▸ What this task involves
Drop the pictures, then extract the listing word for word.

#####

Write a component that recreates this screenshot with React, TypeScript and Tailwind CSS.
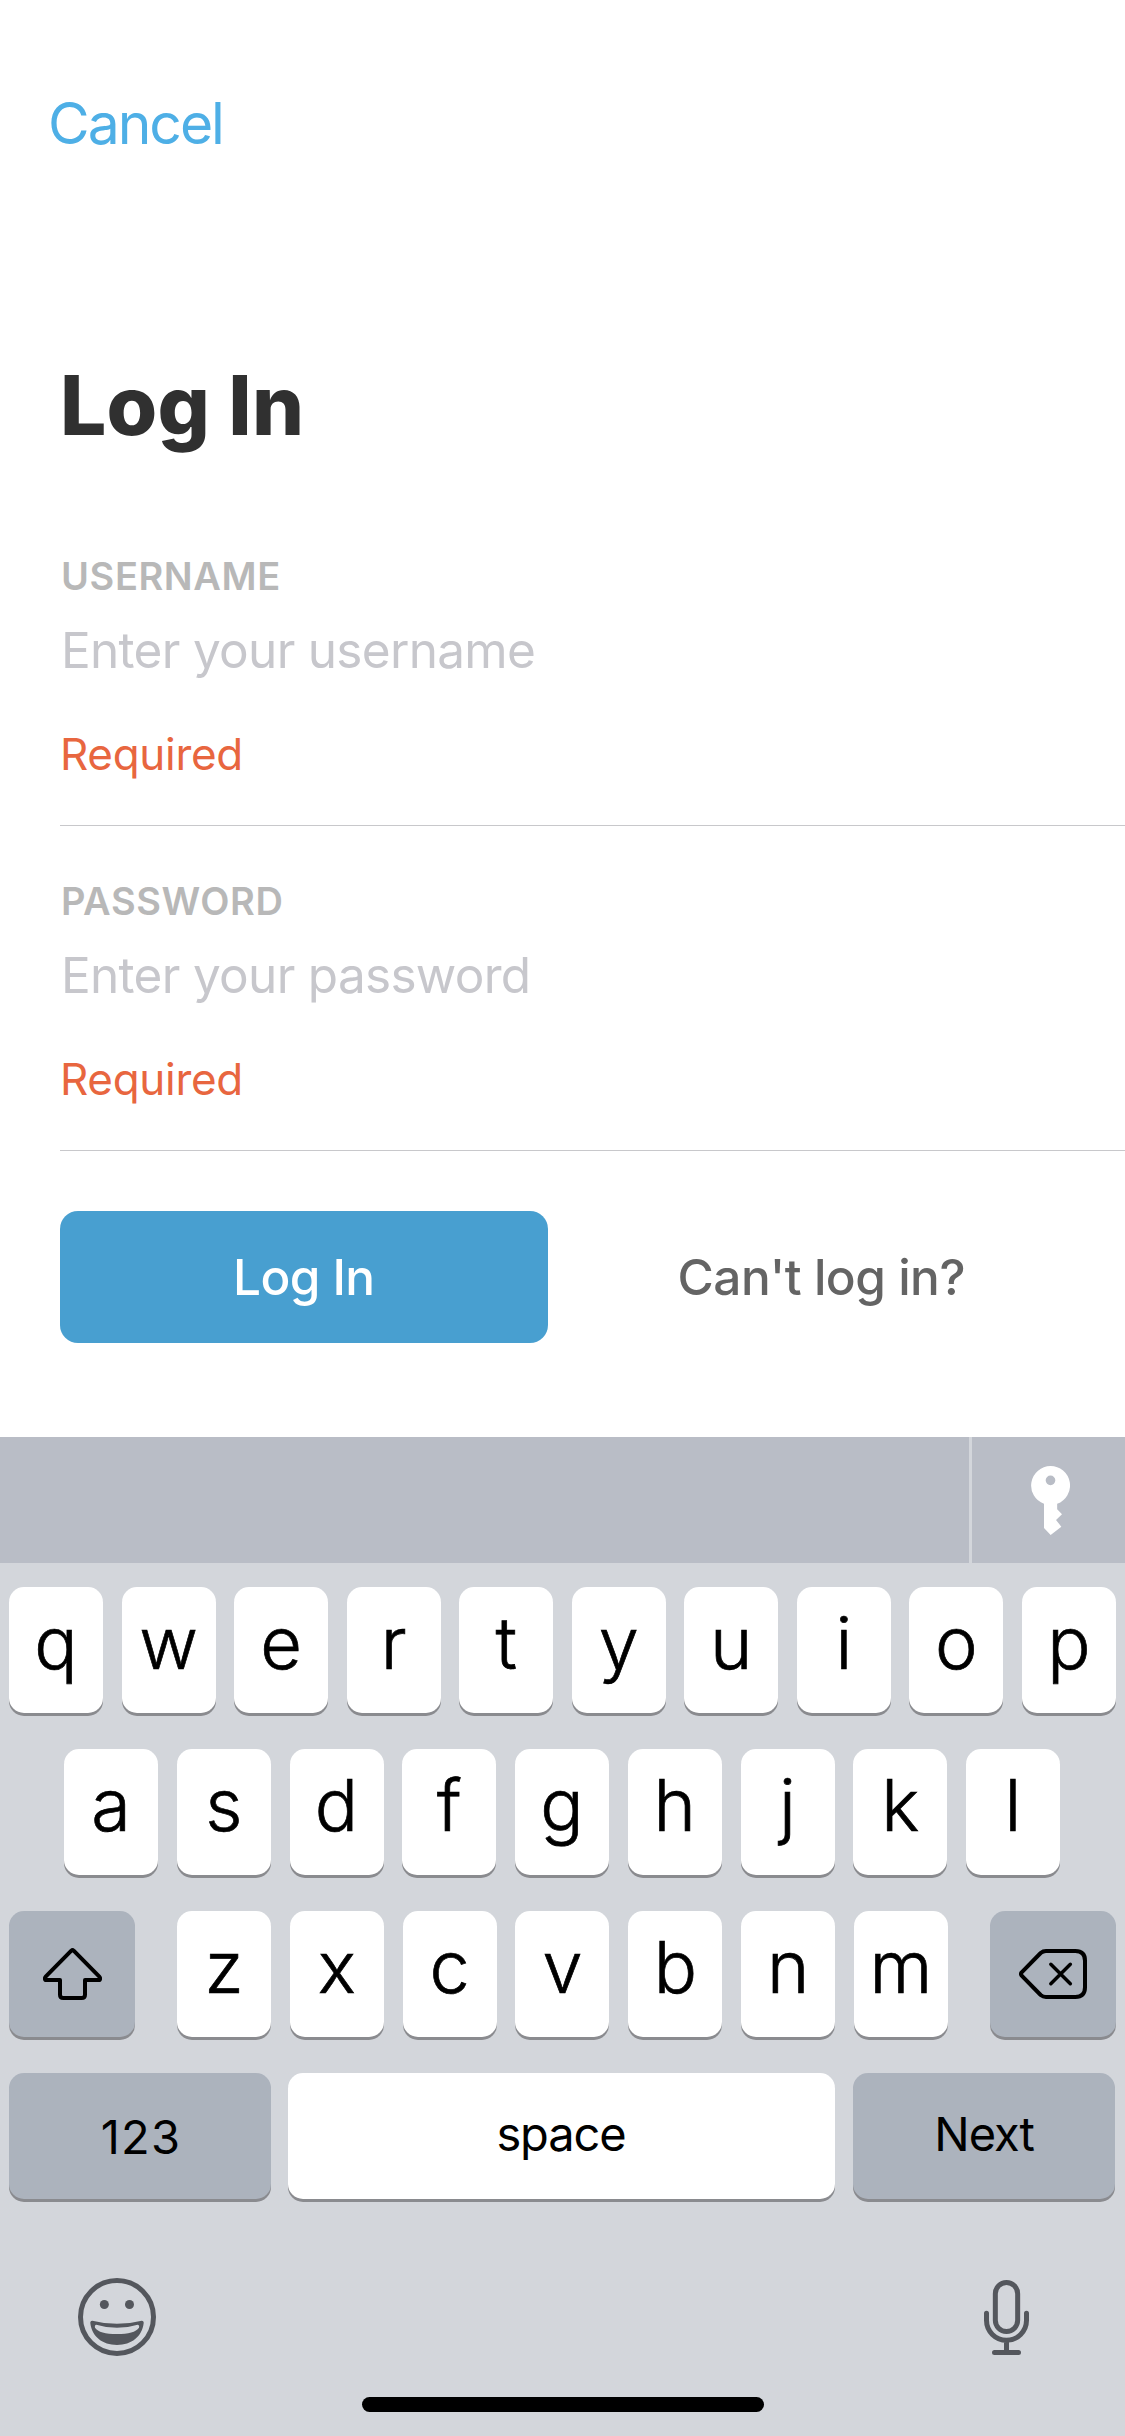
import type { ReactNode } from "react";

function KeyIcon() {
  return (
    <svg width="39" height="69" viewBox="273 138 117 207" className="ml-1" fill="#fff">
      <path
        fillRule="evenodd"
        d="M331.500 138a58.500 58.500 0 0 1 20 113.500V268L366 283L348 300L364 320L332 345L312 324V251.500A58.500 58.500 0 0 1 331.500 138ZM331.500 166.500a14.500 14.500 0 1 0 0 29a14.500 14.500 0 1 0 0-29Z"
      />
    </svg>
  );
}

function ShiftIcon() {
  return (
    <svg width="59" height="52" viewBox="129 174 177 156" fill="none" stroke="#000" strokeWidth="12" strokeLinejoin="round">
      <path d="M214 182Q217.500 179 221 182L298 260Q302 265 299 270H255V314Q255 324 245 324H190Q180 324 180 314V270H136Q133 265 137 260Z" />
    </svg>
  );
}

function BackspaceIcon() {
  return (
    <svg width="68" height="50" viewBox="357 177 204 150" fill="none" stroke="#000" strokeLinecap="round" strokeLinejoin="round">
      <path
        strokeWidth="12"
        d="M438 183H526Q555 183 555 212V292Q555 321 526 321H438Q429 321 422 315L365 257Q361 252 365 247L422 189Q429 183 438 183Z"
      />
      <path strokeWidth="10.500" d="M452.500 223L511 281M511 223L452.500 281" />
    </svg>
  );
}

function EmojiIcon() {
  return (
    <svg width="78" height="78" viewBox="84 84 234 234" fill="#54575d">
      <circle cx="201" cy="201" r="109.500" fill="none" stroke="#54575d" strokeWidth="15" />
      <circle cx="163" cy="163.500" r="13.500" />
      <circle cx="238.500" cy="163.500" r="13.500" />
      <path d="M127 212Q201 231 275 212Q282 212 281 220C276 260 245 285 201 285C157 285 126 260 121 220Q120 212 127 212Z" />
      <path
        fill="#d3d6db"
        d="M139 224Q201 243 263 224Q269 225 267 233C258 246 236 252 201 252C166 252 144 246 135 233Q133 225 139 224Z"
      />
    </svg>
  );
}

function MicIcon() {
  return (
    <svg width="45" height="75" viewBox="72 90 135 225" fill="none" stroke="#54575d" strokeWidth="15" strokeLinecap="round">
      <rect x="106" y="97.500" width="67" height="147" rx="33.500" />
      <path d="M79.500 190V211A60 60 0 0 0 199.500 211V190M139.500 271V307.500M103.500 307.500H175.500" />
    </svg>
  );
}

function Field({ label, placeholder, error }: { label: string; placeholder: string; error: string }) {
  return (
    <div className="flex flex-col border-b border-[#c8c8cb] pb-[46px]">
      <label className="pl-px text-[38px] leading-[40px] font-semibold tracking-[0.6px] text-[#b8b8b8]">{label}</label>
      <p className="mt-6 pl-px text-[49.5px] leading-[60px] tracking-[-0.7px] text-[#c7c7cc]">{placeholder}</p>
      <p className="mt-[49px] text-[44px] leading-[50px] tracking-[-0.3px] text-[#e8663f]">{error}</p>
    </div>
  );
}

function LetterKey({ children }: { children: string }) {
  return (
    <button className="flex h-[126px] w-[94px] items-center justify-center rounded-[15px] bg-white pb-[14px] text-[72px] font-light leading-none shadow-[0_3px_0_#8a8b8f] [-webkit-text-stroke:0.7px_#000]">
      {children}
    </button>
  );
}

function IconKey({ children }: { children: ReactNode }) {
  return (
    <button className="flex h-[126px] w-[126px] items-center justify-center rounded-[15px] bg-[#acb3bd] shadow-[0_3px_0_#8a8b8f]">
      {children}
    </button>
  );
}

function Letters({ keys }: { keys: string }) {
  return (
    <>
      {keys.split("").map((k) => (
        <LetterKey key={k}>{k}</LetterKey>
      ))}
    </>
  );
}

export default function App() {
  return (
    <div className="flex h-[2436px] w-[1125px] flex-col overflow-hidden bg-white font-[Inter,sans-serif] text-black">
      <header className="pt-[94px] pl-12">
        <button className="block text-[57px] leading-[60px] tracking-[-2px] text-[#4eafe6]">Cancel</button>
      </header>

      <main className="flex flex-1 flex-col pt-[202px] pl-[60px]">
        <h1 className="text-[82px] leading-[100px] font-extrabold tracking-[0.2px] text-[#303030]">Log In</h1>
        <div className="mt-[100px] flex flex-col gap-[55px]">
          <Field label="USERNAME" placeholder="Enter your username" error="Required" />
          <Field label="PASSWORD" placeholder="Enter your password" error="Required" />
        </div>
        <div className="mt-[60px] mr-[60px] grid grid-cols-2 gap-[30px]">
          <button className="flex h-[132px] items-center justify-center rounded-[18px] bg-[#489fd0] pt-[2px] text-[49.5px] leading-none font-medium tracking-[-0.6px] text-white">
            Log In
          </button>
          <button className="flex h-[132px] items-center justify-center pt-[2px] text-[49.5px] leading-none font-medium tracking-[-0.5px] text-[#646464]">
            Can't log in?
          </button>
        </div>
      </main>

      <section className="flex h-[999px] flex-col bg-[#d3d6db]">
        <div className="flex h-[126px] bg-[#b9bdc6]">
          <div className="flex-1" />
          <button className="flex w-[156px] items-center justify-center border-l-[3px] border-[#d3d6db]">
            <KeyIcon />
          </button>
        </div>

        <div className="flex flex-col gap-9 px-[9px] pt-6">
          <div className="flex justify-between">
            <Letters keys="qwertyuiop" />
          </div>
          <div className="flex justify-between pr-[56px] pl-[55px]">
            <Letters keys="asdfghjkl" />
          </div>
          <div className="flex justify-between">
            <IconKey>
              <ShiftIcon />
            </IconKey>
            <div className="flex w-[771px] justify-between">
              <Letters keys="zxcvbnm" />
            </div>
            <IconKey>
              <BackspaceIcon />
            </IconKey>
          </div>
          <div className="flex text-[47px] leading-none">
            <button className="flex h-[126px] w-[262px] items-center justify-center rounded-[15px] bg-[#acb3bd] pl-[2px] tracking-[1.2px] shadow-[0_3px_0_#8a8b8f]">
              123
            </button>
            <button className="ml-[17px] flex h-[126px] w-[547px] items-center justify-center rounded-[15px] bg-white pr-px pb-[6px] tracking-[-1.1px] shadow-[0_3px_0_#8a8b8f]">
              space
            </button>
            <button className="ml-[18px] flex h-[126px] w-[262px] items-center justify-center rounded-[15px] bg-[#acb3bd] pb-[6px] tracking-[-1.1px] shadow-[0_3px_0_#8a8b8f]">
              Next
            </button>
          </div>
        </div>

        <div className="mt-[79px] flex items-center justify-between pr-24 pl-[78px]">
          <EmojiIcon />
          <MicIcon />
        </div>
        <div className="mt-auto mb-6 ml-[362px] h-[15px] w-[402px] rounded-full bg-black" />
      </section>
    </div>
  );
}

#####

▸ Solution for this exercise
Write a component that recreates this screenshot with React, TypeScript and Tailwind CSS.
import type { ReactNode } from "react";

function KeyIcon() {
  return (
    <svg width="39" height="69" viewBox="273 138 117 207" className="ml-1" fill="#fff">
      <path
        fillRule="evenodd"
        d="M331.500 138a58.500 58.500 0 0 1 20 113.500V268L366 283L348 300L364 320L332 345L312 324V251.500A58.500 58.500 0 0 1 331.500 138ZM331.500 166.500a14.500 14.500 0 1 0 0 29a14.500 14.500 0 1 0 0-29Z"
      />
    </svg>
  );
}

function ShiftIcon() {
  return (
    <svg width="59" height="52" viewBox="129 174 177 156" fill="none" stroke="#000" strokeWidth="12" strokeLinejoin="round">
      <path d="M214 182Q217.500 179 221 182L298 260Q302 265 299 270H255V314Q255 324 245 324H190Q180 324 180 314V270H136Q133 265 137 260Z" />
    </svg>
  );
}

function BackspaceIcon() {
  return (
    <svg width="68" height="50" viewBox="357 177 204 150" fill="none" stroke="#000" strokeLinecap="round" strokeLinejoin="round">
      <path
        strokeWidth="12"
        d="M438 183H526Q555 183 555 212V292Q555 321 526 321H438Q429 321 422 315L365 257Q361 252 365 247L422 189Q429 183 438 183Z"
      />
      <path strokeWidth="10.500" d="M452.500 223L511 281M511 223L452.500 281" />
    </svg>
  );
}

function EmojiIcon() {
  return (
    <svg width="78" height="78" viewBox="84 84 234 234" fill="#54575d">
      <circle cx="201" cy="201" r="109.500" fill="none" stroke="#54575d" strokeWidth="15" />
      <circle cx="163" cy="163.500" r="13.500" />
      <circle cx="238.500" cy="163.500" r="13.500" />
      <path d="M127 212Q201 231 275 212Q282 212 281 220C276 260 245 285 201 285C157 285 126 260 121 220Q120 212 127 212Z" />
      <path
        fill="#d3d6db"
        d="M139 224Q201 243 263 224Q269 225 267 233C258 246 236 252 201 252C166 252 144 246 135 233Q133 225 139 224Z"
      />
    </svg>
  );
}

function MicIcon() {
  return (
    <svg width="45" height="75" viewBox="72 90 135 225" fill="none" stroke="#54575d" strokeWidth="15" strokeLinecap="round">
      <rect x="106" y="97.500" width="67" height="147" rx="33.500" />
      <path d="M79.500 190V211A60 60 0 0 0 199.500 211V190M139.500 271V307.500M103.500 307.500H175.500" />
    </svg>
  );
}

function Field({ label, placeholder, error }: { label: string; placeholder: string; error: string }) {
  return (
    <div className="flex flex-col border-b border-[#c8c8cb] pb-[46px]">
      <label className="pl-px text-[38px] leading-[40px] font-semibold tracking-[0.6px] text-[#b8b8b8]">{label}</label>
      <p className="mt-6 pl-px text-[49.5px] leading-[60px] tracking-[-0.7px] text-[#c7c7cc]">{placeholder}</p>
      <p className="mt-[49px] text-[44px] leading-[50px] tracking-[-0.3px] text-[#e8663f]">{error}</p>
    </div>
  );
}

function LetterKey({ children }: { children: string }) {
  return (
    <button className="flex h-[126px] w-[94px] items-center justify-center rounded-[15px] bg-white pb-[14px] text-[72px] font-light leading-none shadow-[0_3px_0_#8a8b8f] [-webkit-text-stroke:0.7px_#000]">
      {children}
    </button>
  );
}

function IconKey({ children }: { children: ReactNode }) {
  return (
    <button className="flex h-[126px] w-[126px] items-center justify-center rounded-[15px] bg-[#acb3bd] shadow-[0_3px_0_#8a8b8f]">
      {children}
    </button>
  );
}

function Letters({ keys }: { keys: string }) {
  return (
    <>
      {keys.split("").map((k) => (
        <LetterKey key={k}>{k}</LetterKey>
      ))}
    </>
  );
}

export default function App() {
  return (
    <div className="flex h-[2436px] w-[1125px] flex-col overflow-hidden bg-white font-[Inter,sans-serif] text-black">
      <header className="pt-[94px] pl-12">
        <button className="block text-[57px] leading-[60px] tracking-[-2px] text-[#4eafe6]">Cancel</button>
      </header>

      <main className="flex flex-1 flex-col pt-[202px] pl-[60px]">
        <h1 className="text-[82px] leading-[100px] font-extrabold tracking-[0.2px] text-[#303030]">Log In</h1>
        <div className="mt-[100px] flex flex-col gap-[55px]">
          <Field label="USERNAME" placeholder="Enter your username" error="Required" />
          <Field label="PASSWORD" placeholder="Enter your password" error="Required" />
        </div>
        <div className="mt-[60px] mr-[60px] grid grid-cols-2 gap-[30px]">
          <button className="flex h-[132px] items-center justify-center rounded-[18px] bg-[#489fd0] pt-[2px] text-[49.5px] leading-none font-medium tracking-[-0.6px] text-white">
            Log In
          </button>
          <button className="flex h-[132px] items-center justify-center pt-[2px] text-[49.5px] leading-none font-medium tracking-[-0.5px] text-[#646464]">
            Can't log in?
          </button>
        </div>
      </main>

      <section className="flex h-[999px] flex-col bg-[#d3d6db]">
        <div className="flex h-[126px] bg-[#b9bdc6]">
          <div className="flex-1" />
          <button className="flex w-[156px] items-center justify-center border-l-[3px] border-[#d3d6db]">
            <KeyIcon />
          </button>
        </div>

        <div className="flex flex-col gap-9 px-[9px] pt-6">
          <div className="flex justify-between">
            <Letters keys="qwertyuiop" />
          </div>
          <div className="flex justify-between pr-[56px] pl-[55px]">
            <Letters keys="asdfghjkl" />
          </div>
          <div className="flex justify-between">
            <IconKey>
              <ShiftIcon />
            </IconKey>
            <div className="flex w-[771px] justify-between">
              <Letters keys="zxcvbnm" />
            </div>
            <IconKey>
              <BackspaceIcon />
            </IconKey>
          </div>
          <div className="flex text-[47px] leading-none">
            <button className="flex h-[126px] w-[262px] items-center justify-center rounded-[15px] bg-[#acb3bd] pl-[2px] tracking-[1.2px] shadow-[0_3px_0_#8a8b8f]">
              123
            </button>
            <button className="ml-[17px] flex h-[126px] w-[547px] items-center justify-center rounded-[15px] bg-white pr-px pb-[6px] tracking-[-1.1px] shadow-[0_3px_0_#8a8b8f]">
              space
            </button>
            <button className="ml-[18px] flex h-[126px] w-[262px] items-center justify-center rounded-[15px] bg-[#acb3bd] pb-[6px] tracking-[-1.1px] shadow-[0_3px_0_#8a8b8f]">
              Next
            </button>
          </div>
        </div>

        <div className="mt-[79px] flex items-center justify-between pr-24 pl-[78px]">
          <EmojiIcon />
          <MicIcon />
        </div>
        <div className="mt-auto mb-6 ml-[362px] h-[15px] w-[402px] rounded-full bg-black" />
      </section>
    </div>
  );
}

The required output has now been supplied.